Consider discussing this topic with your general contractors early on in the process. Their agreement and cooperation with the process are essential to finance these invoices.
4. Advantages and disadvantages
Factoring programs have several benefits and a few disadvantages. Advantages of factoring programs include:
- Improves your cash flow
- Available to small and growing companies
- Easier to get than conventional financing
- Grows with your sales
However, construction factoring does have some disadvantages as a solution. These must be taken into consideration so you can have a balanced view:
- More expensive than conventional financing
- Requires the GC to sign an approval letter
- Only solves cash flow problems due to slow invoice payments
5. Who can use construction factoring?
Qualifying for factoring is simpler than obtaining other financing solutions. Some of the qualification criteria include:
1. You must work with reputable commercial customers or GCs
2. The GC or commercial client must have good business credit
3. Your profit margins must be over 20% (higher is better)

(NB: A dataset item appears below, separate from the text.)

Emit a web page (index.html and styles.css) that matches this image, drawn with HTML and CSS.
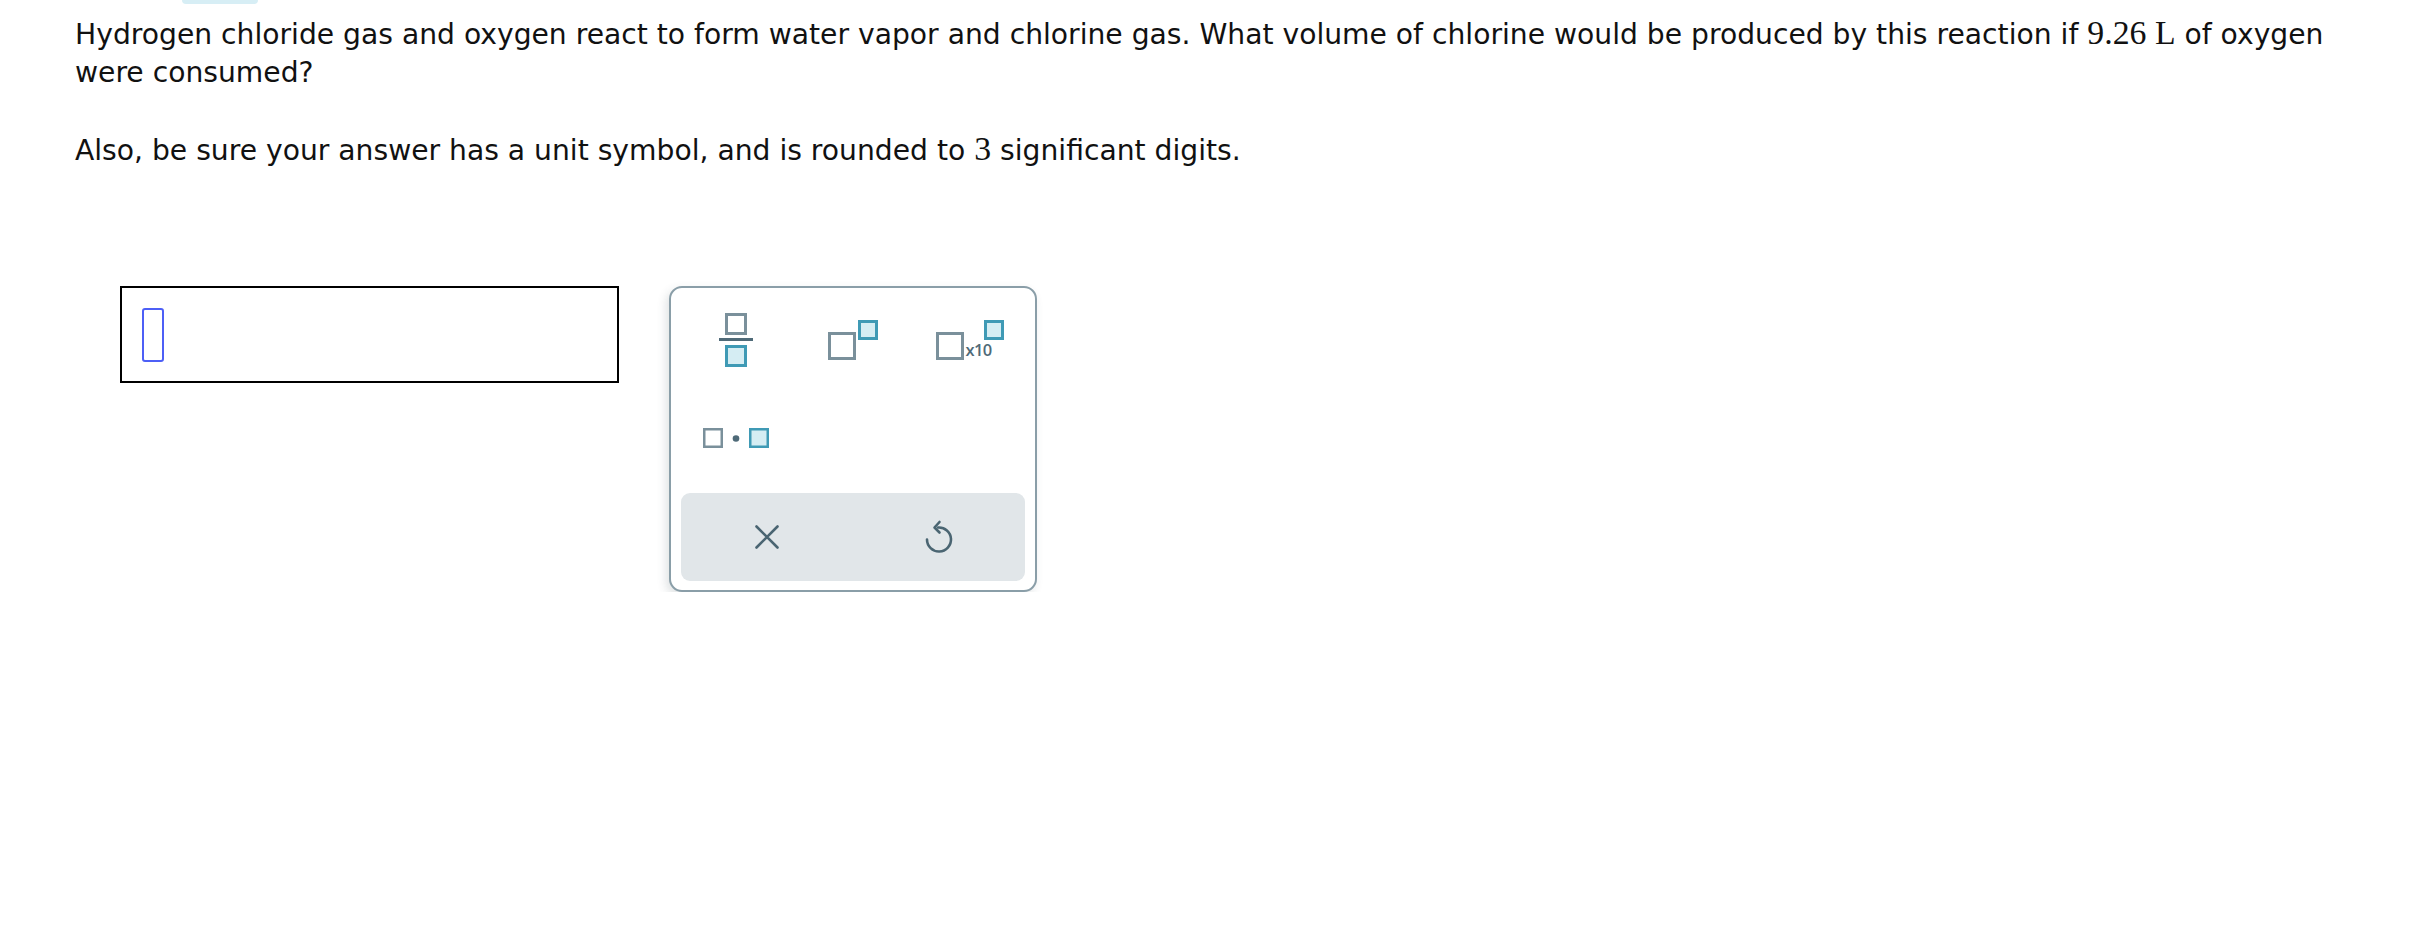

4. Your invoices should not be pledged as collateral to other lenders
5. Your company should not have an open bankruptcy
6. Your company must not have serious tax issues
This solution is available to subcontractors in most specialties, including:
- Roofing
- Directional boring
- Landscapers
- Utility construction
- Drywall companies
- Construction clean up
- Most subcontractors…
If you are looking for a finance company, read “How to Choose a Factoring Company” for more detailed information.
6. Is factoring right for you?
Construction factoring is a solution designed to solve one specific problem. It can help companies only if they have cash flow issues related to slow-paying customers. Factoring works best if your profits are higher than 20%. Lastly, your GCs and commercial clients must agree with the verification/payment process.